◆ **WORK TO BE COMPLETED**: Lift out all lines below that contain "with".

◆ **DATA LINES**:
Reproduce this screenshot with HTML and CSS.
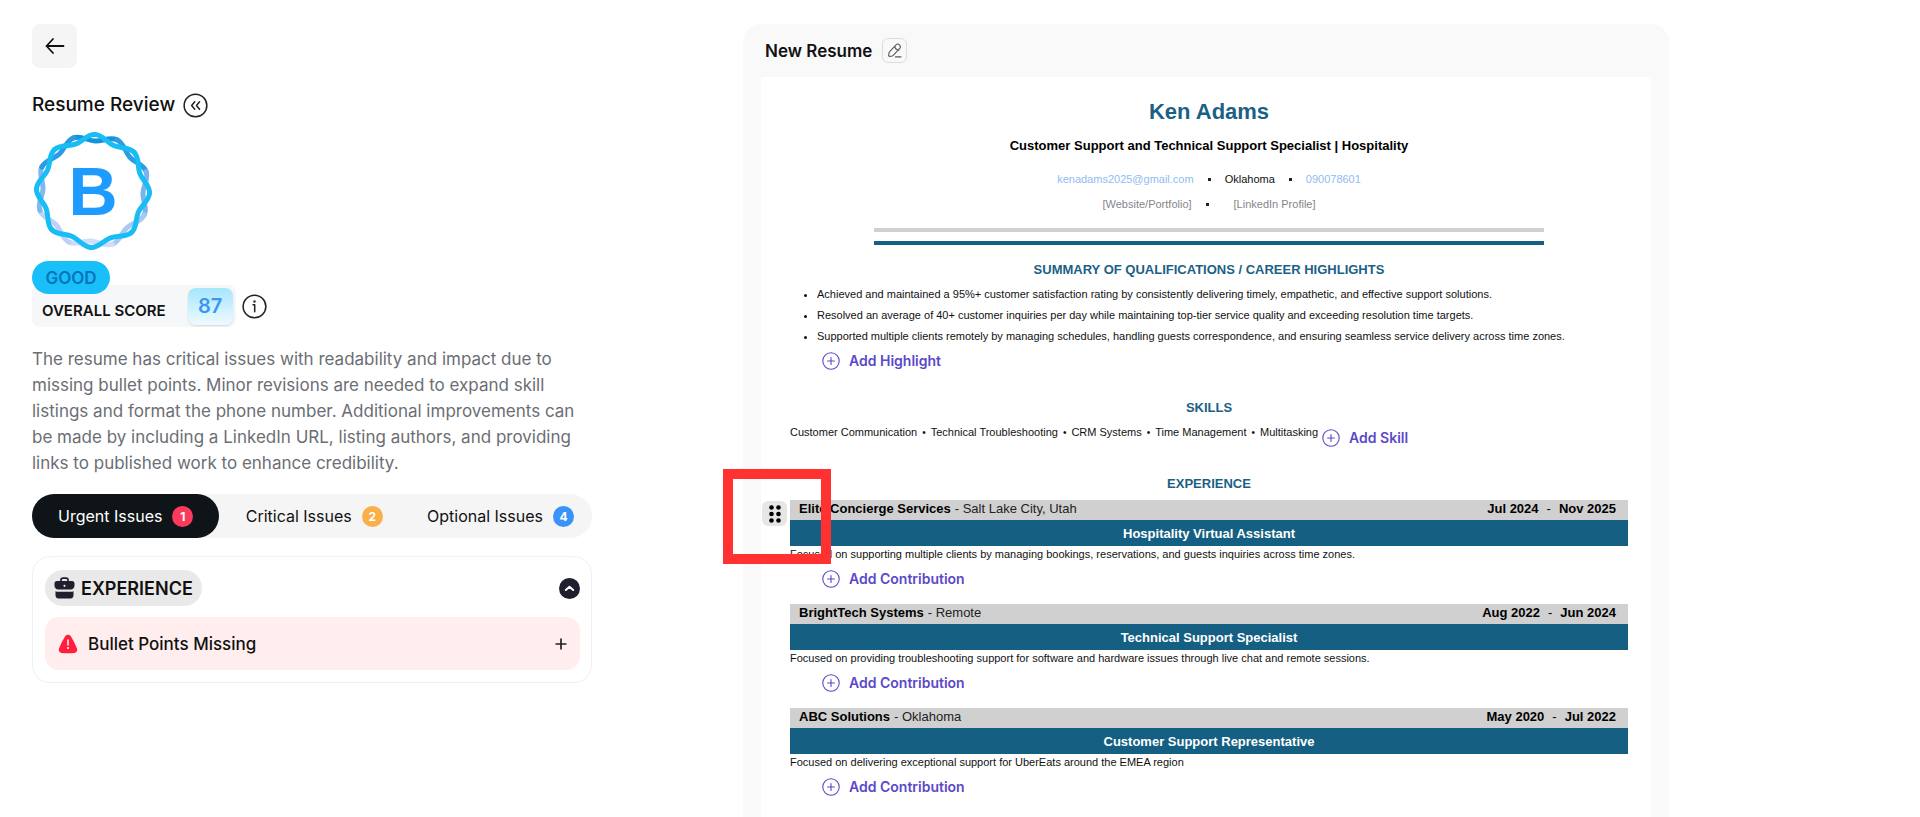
FILE: index.html
```
<!DOCTYPE html>
<html lang="en">
<head>
<meta charset="utf-8">
<title>Resume Review</title>
<link rel="stylesheet" href="styles.css">
</head>
<body>
<svg width="0" height="0" class="defs" aria-hidden="true">
  <symbol id="add" viewBox="0 0 18 18"><circle cx="9" cy="9" r="8.2" fill="none" stroke="currentColor" stroke-width="1.1"/><path d="M9 5.6v6.8M5.6 9h6.8" stroke="currentColor" stroke-width="1.1" stroke-linecap="round"/></symbol>
  <path id="lobe" d="M60 3.500C68 3.500 71.700 10.700 79.100 13.800S94.300 14.300 100 20" fill="none" stroke-width="5" stroke-linecap="round"/>
</svg>
<div class="app">
  <aside class="review">
    <button class="back" aria-label="Back"><svg width="20" height="18" viewBox="0 0 20 18" fill="none" stroke="#111" stroke-width="1.8" stroke-linecap="round" stroke-linejoin="round"><path d="M18.5 9H1.5M8 2L1.5 9L8 16"/></svg></button>
    <div class="title-row">
      <h1>Resume Review</h1>
      <button class="bare" aria-label="Collapse"><svg width="25" height="25" viewBox="0 0 26 26" fill="none" stroke="#222" stroke-width="1.6" stroke-linecap="round" stroke-linejoin="round"><circle cx="13" cy="13" r="11.8"/><path d="M12.2 9.2L9 13l3.2 3.8M17.2 9.2L14 13l3.2 3.8"/></svg></button>
    </div>
    <svg class="grade" width="120" height="120" viewBox="0 0 120 120" role="img" aria-label="Grade B">
      <g transform="rotate(-20 60 60)">
        <use href="#lobe" stroke="#1393dc"/>
        <use href="#lobe" stroke="#2f9ce2" transform="rotate(45 60 60)"/>
        <use href="#lobe" stroke="#79b4ec" transform="rotate(90 60 60)"/>
        <use href="#lobe" stroke="#a9c9f5" transform="rotate(135 60 60)"/>
        <use href="#lobe" stroke="#cfdcfc" transform="rotate(180 60 60)"/>
        <use href="#lobe" stroke="#bed2f9" transform="rotate(225 60 60)"/>
        <use href="#lobe" stroke="#7fb9ee" transform="rotate(270 60 60)"/>
        <use href="#lobe" stroke="#2c9ce2" transform="rotate(315 60 60)"/>
      </g>
      <g stroke="#19bdf6" transform="rotate(2 60 60)">
        <use href="#lobe"/>
        <use href="#lobe" transform="rotate(45 60 60)"/>
        <use href="#lobe" transform="rotate(90 60 60)"/>
        <use href="#lobe" transform="rotate(135 60 60)"/>
        <use href="#lobe" transform="rotate(180 60 60)"/>
        <use href="#lobe" transform="rotate(225 60 60)"/>
        <use href="#lobe" transform="rotate(270 60 60)"/>
        <use href="#lobe" transform="rotate(315 60 60)"/>
      </g>
      <text x="60" y="84" text-anchor="middle" class="letter">B</text>
    </svg>
    <div class="score-block">
      <span class="verdict">GOOD</span>
      <div class="score-row">
        <div class="score"><span>OVERALL SCORE</span><strong>87</strong></div>
        <button class="bare" aria-label="About the score"><svg width="25" height="25" viewBox="0 0 26 26" fill="none" stroke="#222" stroke-width="1.6" stroke-linecap="round" stroke-linejoin="round"><circle cx="13" cy="13" r="11.8"/><path d="M11.5 11.2h1.7v7.2"/><circle cx="13" cy="7.9" r=".5" fill="#222"/></svg></button>
      </div>
    </div>
    <p class="summary">The resume has critical issues with readability and impact due to missing bullet points. Minor revisions are needed to expand skill listings and format the phone number. Additional improvements can be made by including a LinkedIn URL, listing authors, and providing links to published work to enhance credibility.</p>
    <div class="tabs" role="tablist">
      <button class="tab active" role="tab">Urgent Issues <span class="count red">1</span></button>
      <button class="tab" role="tab">Critical Issues <span class="count amber">2</span></button>
      <button class="tab" role="tab">Optional Issues <span class="count blue">4</span></button>
    </div>
    <section class="card">
      <div class="card-head">
        <h2 class="topic"><svg width="21" height="22" viewBox="0 0 21 22"><path d="M7 5V3.2C7 2 7.700 1.200 9 1.200h3c1.300 0 2 .8 2 2V5" fill="none" stroke="#1f1f2e" stroke-width="1.700"/><path d="M3 4h15c1.600 0 2.500 1 2.500 2.500v2.300c0 2-1.600 3.700-3.600 3.700H4.100C2.100 12.500.5 10.800.5 8.800V6.500C.5 5 1.400 4 3 4z" fill="#1f1f2e"/><path d="M1.500 14.200c1 .5 2 .6 3 .6h12c1 0 2-.1 3-.6v4.100c0 2-1 3.200-3 3.200h-12c-2 0-3-1.200-3-3.200z" fill="#1f1f2e"/><circle cx="10.500" cy="8.800" r="1.100" fill="#e9e9e9"/></svg>EXPERIENCE</h2>
        <button class="bare" aria-label="Collapse section"><svg width="21" height="21" viewBox="0 0 21 21"><circle cx="10.500" cy="10.500" r="10.500" fill="#1f1f2e"/><path d="M6.800 12l3.700-3.200 3.700 3.200" fill="none" stroke="#fff" stroke-width="2" stroke-linecap="round" stroke-linejoin="round"/></svg></button>
      </div>
      <button class="issue"><svg width="20" height="20" viewBox="0 0 20 20"><path d="M7.200 2.300c1.200-2 4.400-2 5.600 0 2.500 4 4.500 8 6.200 12.300.8 2.300-.5 4.200-2.800 4.400-4.200.3-8.200.3-12.400 0C1.500 18.800.2 16.900 1 14.600 2.700 10.300 4.700 6.300 7.200 2.300z" fill="#ff1f3d"/><path d="M10 6v5" stroke="#fff" stroke-width="1.500" stroke-linecap="round"/><circle cx="10" cy="14" r="1" fill="#fff"/></svg><span>Bullet Points Missing</span><svg class="plus" width="12" height="12" viewBox="0 0 12 12"><path d="M6 .5v11M.5 6h11" stroke="#222" stroke-width="1.700"/></svg></button>
    </section>
  </aside>

  <main class="panel">
    <header class="panel-head">
      <h2>New Resume</h2>
      <button class="edit" aria-label="Rename"><svg width="15" height="15" viewBox="0 0 15 15" fill="none" stroke="#555" stroke-width="1.100" stroke-linecap="round" stroke-linejoin="round"><path d="M8.800 2.200L2.500 8.900c-.3.300-.5.700-.5 1.100l-.3 2.200c-.1.800.5 1.300 1.200 1.200l2.200-.4c.4-.1.800-.3 1.100-.6l6.300-6.700c1.100-1.200 1.500-2.400-.1-3.900-1.600-1.500-2.600-.8-3.600.4zM7.800 3.400c.3 2 2 3.500 4 3.700M8.500 13.900h5.500"/></svg></button>
    </header>
    <article class="paper">
      <h1 class="name">Ken Adams</h1>
      <p class="role">Customer Support and Technical Support Specialist | Hospitality</p>
      <p class="contact"><a href="#">kenadams2025@gmail.com</a><i></i><span>Oklahoma</span><i></i><a href="#">090078601</a></p>
      <p class="contact links"><span>[Website/Portfolio]</span><i></i><span class="linkedin">[LinkedIn Profile]</span></p>
      <hr class="rule grey"><hr class="rule">
      <h3>SUMMARY OF QUALIFICATIONS / CAREER HIGHLIGHTS</h3>
      <ul class="highlights">
        <li>Achieved and maintained a 95%+ customer satisfaction rating by consistently delivering timely, empathetic, and effective support solutions.</li>
        <li>Resolved an average of 40+ customer inquiries per day while maintaining top-tier service quality and exceeding resolution time targets.</li>
        <li>Supported multiple clients remotely by managing schedules, handling guests correspondence, and ensuring seamless service delivery across time zones.</li>
      </ul>
      <button class="add"><svg width="18" height="18"><use href="#add"/></svg>Add Highlight</button>
      <h3 class="later">SKILLS</h3>
      <div class="skills"><ul><li>Customer Communication</li><li>Technical Troubleshooting</li><li>CRM Systems</li><li>Time Management</li><li>Multitasking</li></ul><button class="add"><svg width="18" height="18"><use href="#add"/></svg>Add Skill</button></div>
      <h3 class="exp">EXPERIENCE</h3>
      <section class="job">
        <button class="drag" aria-label="Reorder"><svg width="12" height="18" viewBox="0 0 12 18"><circle cx="2.500" cy="2.500" r="2.300"/><circle cx="9.500" cy="2.500" r="2.300"/><circle cx="2.500" cy="9" r="2.300"/><circle cx="9.500" cy="9" r="2.300"/><circle cx="2.500" cy="15.500" r="2.300"/><circle cx="9.500" cy="15.500" r="2.300"/></svg></button>
        <span class="marker"></span>
        <div class="company"><b>Elite Concierge Services</b><span class="place">- Salt Lake City, Utah</span><span class="dates"><b>Jul 2024</b><span>-</span><b>Nov 2025</b></span></div>
        <h4>Hospitality Virtual Assistant</h4>
        <p>Focused on supporting multiple clients by managing bookings, reservations, and guests inquiries across time zones.</p>
        <button class="add"><svg width="18" height="18"><use href="#add"/></svg>Add Contribution</button>
      </section>
      <section class="job">
        <div class="company"><b>BrightTech Systems</b><span class="place">- Remote</span><span class="dates"><b>Aug 2022</b><span>-</span><b>Jun 2024</b></span></div>
        <h4>Technical Support Specialist</h4>
        <p>Focused on providing troubleshooting support for software and hardware issues through live chat and remote sessions.</p>
        <button class="add"><svg width="18" height="18"><use href="#add"/></svg>Add Contribution</button>
      </section>
      <section class="job">
        <div class="company"><b>ABC Solutions</b><span class="place">- Oklahoma</span><span class="dates"><b>May 2020</b><span>-</span><b>Jul 2022</b></span></div>
        <h4>Customer Support Representative</h4>
        <p>Focused on delivering exceptional support for UberEats around the EMEA region</p>
        <button class="add"><svg width="18" height="18"><use href="#add"/></svg>Add Contribution</button>
      </section>
    </article>
  </main>
</div>
</body>
</html>
```
FILE: styles.css
```
* { box-sizing: border-box; }
body { margin: 0; background: #fff; color: #111; font-family: Inter, "Liberation Sans", sans-serif; }
h1, h2, h3, h4, p, ul { margin: 0; padding: 0; }
button { font: inherit; color: inherit; border: 0; background: none; padding: 0; cursor: pointer; }
svg { display: block; flex: none; }
.defs { position: absolute; }

.app { display: grid; grid-template-columns: 743fr 926fr 251fr; min-height: 100vh; padding-top: 24px; }
.review { padding: 0 151px 0 32px; min-width: 0; }
.back { width: 45px; height: 44px; border-radius: 8px; background: #f5f5f5; display: grid; place-items: center; }
.title-row { display: flex; align-items: center; gap: 8px; margin-top: 24px; }
.title-row h1 { font-size: 19px; line-height: 26px; font-weight: 500; }
.grade { margin: 13px 0 0 1px; }
.letter { font: bold 68px "Liberation Sans", sans-serif; fill: #1e9bff; }

.score-block { margin-top: 10px; }
.verdict { position: relative; display: flex; align-items: center; justify-content: center; width: 78px; height: 33px; border-radius: 17px; background: #19bff9; color: #0873bd; font-size: 17px; font-weight: 600; }
.score-row { display: flex; align-items: center; gap: 6px; margin-top: -9px; }
.score { display: flex; align-items: center; gap: 22px; height: 42px; padding: 0 3px 0 10px; border-radius: 8px; background: #f6f7f9; }
.score span { font-size: 15px; font-weight: 600; padding-top: 8px; }
.score strong { width: 45px; height: 37px; border-radius: 8px; background: linear-gradient(#a5e6fc, #effaff); box-shadow: 0 1px 2px #0002; display: grid; place-items: center; font-size: 20px; font-weight: 600; color: #3a97f5; }

.summary { margin-top: 19px; color: #6b6e74; font-size: 17px; line-height: 26px; }

.tabs { display: flex; justify-content: space-between; height: 44px; margin-top: 18px; border-radius: 22px; background: #f5f5f5; }
.tab { display: flex; align-items: center; gap: 10px; padding: 0 18px 0 24px; font-size: 16px; white-space: nowrap; }
.tab.active { background: #0f1418; color: #fff; border-radius: 22px; padding: 0 26px; }
.count { width: 21px; height: 21px; border-radius: 50%; display: grid; place-items: center; color: #fff; font-size: 12px; font-weight: 700; }
.red { background: #fb3a5d; }
.amber { background: #f9b04b; }
.blue { background: #3a93fb; }

.card { margin-top: 18px; padding: 13px 11px 12px 12px; border: 1px solid #f0f0f0; border-radius: 18px; }
.card-head { display: flex; align-items: center; justify-content: space-between; }
.topic { display: flex; align-items: center; gap: 6px; height: 36px; padding: 0 9px; border-radius: 18px; background: #e9e9e9; font-size: 18px; font-weight: 600; }
.issue { display: flex; align-items: center; gap: 10px; width: 100%; height: 53px; margin-top: 11px; padding: 0 13px; border-radius: 14px; background: #ffeeed; font-size: 17px; font-weight: 500; }
.plus { margin-left: auto; }

.panel { min-width: 0; padding: 0 18px; border-radius: 18px 18px 0 0; background: #f9f9f9; display: flex; flex-direction: column; }
.panel-head { display: flex; align-items: center; gap: 10px; height: 53px; padding-left: 4px; }
.panel-head h2 { font-size: 17px; font-weight: 600; }
.edit { width: 25px; height: 25px; border: 1px solid #dcdcdc; border-radius: 6px; display: grid; place-items: center; }

.paper { flex: 1; padding: 21px 23px 16px 29px; background: #fff; color: #111; font-family: "Liberation Sans", Arial, sans-serif; font-size: 11px; line-height: 16px; }
.name { font-size: 22px; line-height: 28px; text-align: center; color: #1a6185; }
.role { margin-top: 12px; text-align: center; font-size: 13px; line-height: 16px; font-weight: 700; color: #000; }
.contact { display: flex; align-items: center; justify-content: center; gap: 14px; margin-top: 17px; }
.contact a { color: #8fbcf2; text-decoration: none; }
.contact i { width: 3px; height: 3px; background: #222; }
.contact.links { margin-top: 9px; color: #84868c; }
.linkedin { margin-left: 11px; }
.rule { width: 80%; height: 4px; margin: 16px auto 0; border: 0; background: #155f82; }
.rule + .rule { margin-top: 9px; }
.rule.grey { background: #d0d0d0; }
h3 { margin-top: 17px; text-align: center; font-size: 13px; line-height: 16px; color: #1a6185; }
.highlights { margin-top: 6px; padding-left: 27px; line-height: 21px; }
.add { display: flex; align-items: center; gap: 9px; margin: 5px 0 0 32px; height: 18px; color: #5b48c8; font-family: Inter, "Liberation Sans", sans-serif; font-size: 14px; font-weight: 600; }
h3.later { margin-top: 30px; }
.skills { display: flex; gap: 4px; margin-top: 8px; height: 26px; }
.skills ul { display: flex; list-style: none; white-space: nowrap; }
.skills li + li::before { content: "•"; margin: 0 5px; font-size: 10px; }
.skills .add { margin: 5px 0 0; }
h3.exp { margin-top: 26px; margin-bottom: 8px; }

.job { position: relative; padding-bottom: 16px; }
.company { display: flex; align-items: center; gap: 4px; height: 20px; padding: 0 12px 2px 9px; background: #d0d0d0; font-size: 13px; color: #000; }
.place { color: #222; }
.dates { display: flex; gap: 8px; margin-left: auto; }
.job h4 { height: 26px; line-height: 27px; background: #155f82; color: #fff; text-align: center; font-size: 13px; }
.job .add { margin-top: 8px; }
.drag { position: absolute; left: -28px; top: 1px; width: 25px; height: 25px; border-radius: 6px; background: #e6e6e6; display: grid; place-items: center; }
.marker { position: absolute; left: -67px; top: -31px; width: 108px; height: 95px; border: 10px solid #ff3131; pointer-events: none; }
```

◆ **RESULT OF THIS TASK**:
Reproduce this screenshot with HTML and CSS.
    <p class="summary">The resume has critical issues with readability and impact due to missing bullet points. Minor revisions are needed to expand skill listings and format the phone number. Additional improvements can be made by including a LinkedIn URL, listing authors, and providing links to published work to enhance credibility.</p>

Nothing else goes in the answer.